Viewing rural life from children’s perspective
- By Misheel Lkhasuren -
- Jun 03,2022
Children from Khutag-Undur soum of Bulgan Province launched their “Big Children” joint contemporary exhibition at the Norphei Art Gallery from June 1 to 3.
Nine children aged between 12 and 17 exhibited paintings, photographs, art installations, and mixed media that they created based on their daily lives.
Due to the scarcity of materials in the soum center, the little artists did not limit themselves or their creativity to just paper and traditional drawing materials. Instead, they created their works using natural wood, stone, plastic containers and reusable materials.
They aim to convey the lifestyles of rural children and their daily activities to Ulaanbaatar residents who are moving farther away from the nomadic way of life to inspire them to love their country and the environment through art and to show that children have many opportunities to express themselves creatively.
L.Munkhzaya, the curator of the exhibition, is a graduate of the Mongolian State University of Education, the School of Fine Arts and Design of the Mongolian National University of Arts and Culture, and the Academy of Fine Arts in Perugia.
She said, “I am confident that the exhibition can make thousands of children and adults more enlightened. Art is a powerful tool for expressing one’s voice in society. Since the first day I went to Khutag-Undur soum to teach, my thoughts about rural children changed day by day and the more I realized how much I could learn from them and how big their dreams were, the more I began to think that they are very mature. As we move away from the Mongolian traditional way of life each passing day, adults do not always notice that we have a lot to learn from children. We are becoming more concerned about children’s education, but we not talking to them or trying to understand and listen to them. During my six months teaching children in Khutag-Undur soum, I wanted to inspire and give them the confidence to do what they want.”

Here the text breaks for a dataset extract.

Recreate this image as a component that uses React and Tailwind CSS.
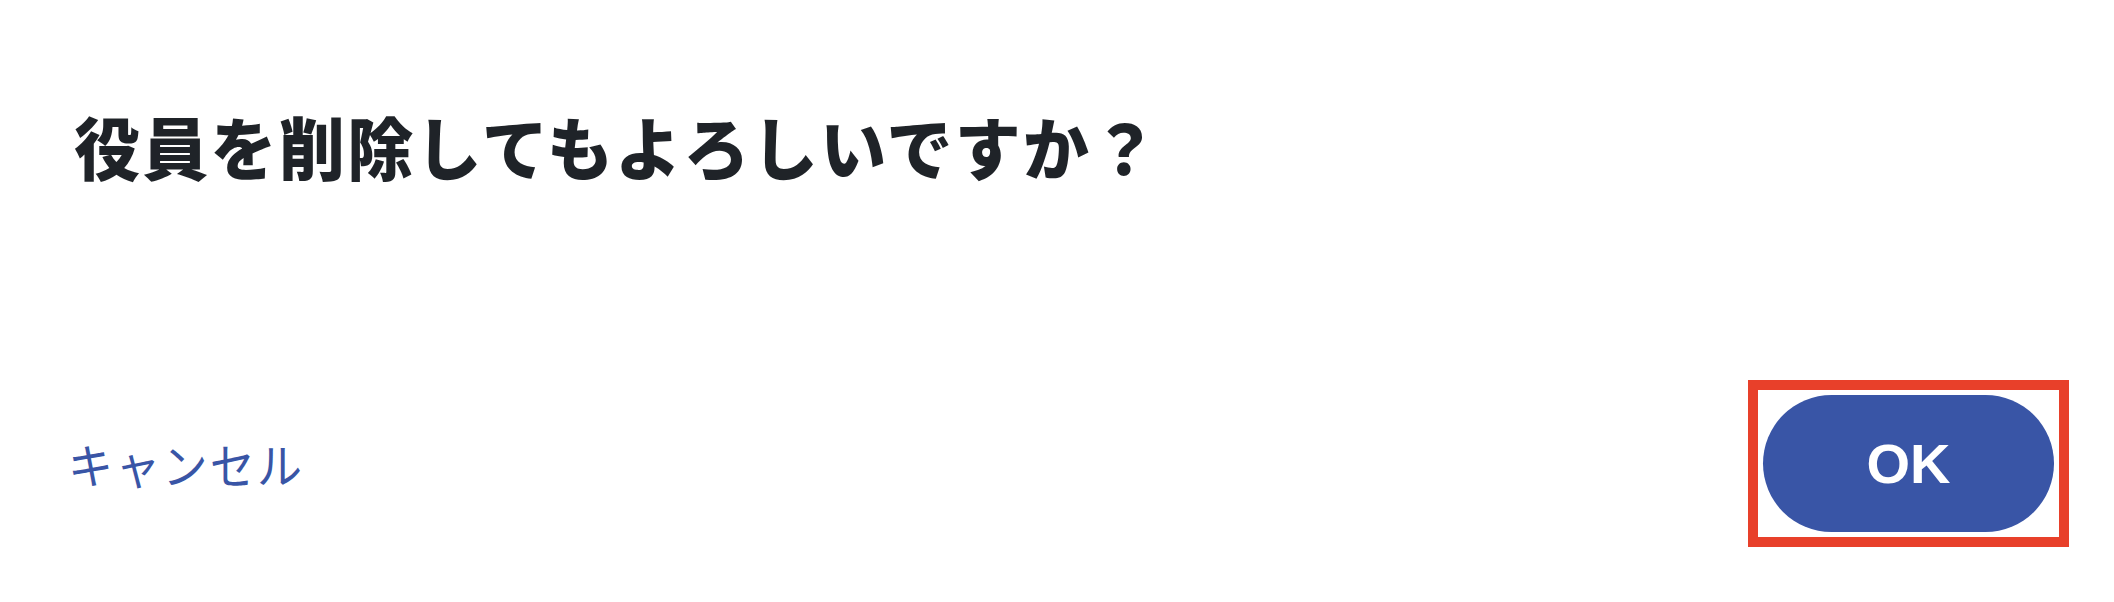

One of the most eye-catching piece at the exhibition was “Reflection” by student J.Bumdari, which clearly expresses the meaning of International Children’s Day. She spilled black spots on a white shirt and surrounded it with pictures of mouths. These mouths are also connected by black wires.
She explained her piece, “Children are like white paper, but the words of those around us pollute us like black spots. Children who believe what they hear grow up ‘enslaved’. So when we make friends with good people, we can be good people.”
J.Bumdari thought she was not good at drawing, but she learned to express herself after attending a drawing class. She learned that art is not just about painting, so she began to traverse the wonderful world of art.
In addition to sharing great lessons with adults through their work, children have turned their heritage into stunning works of art.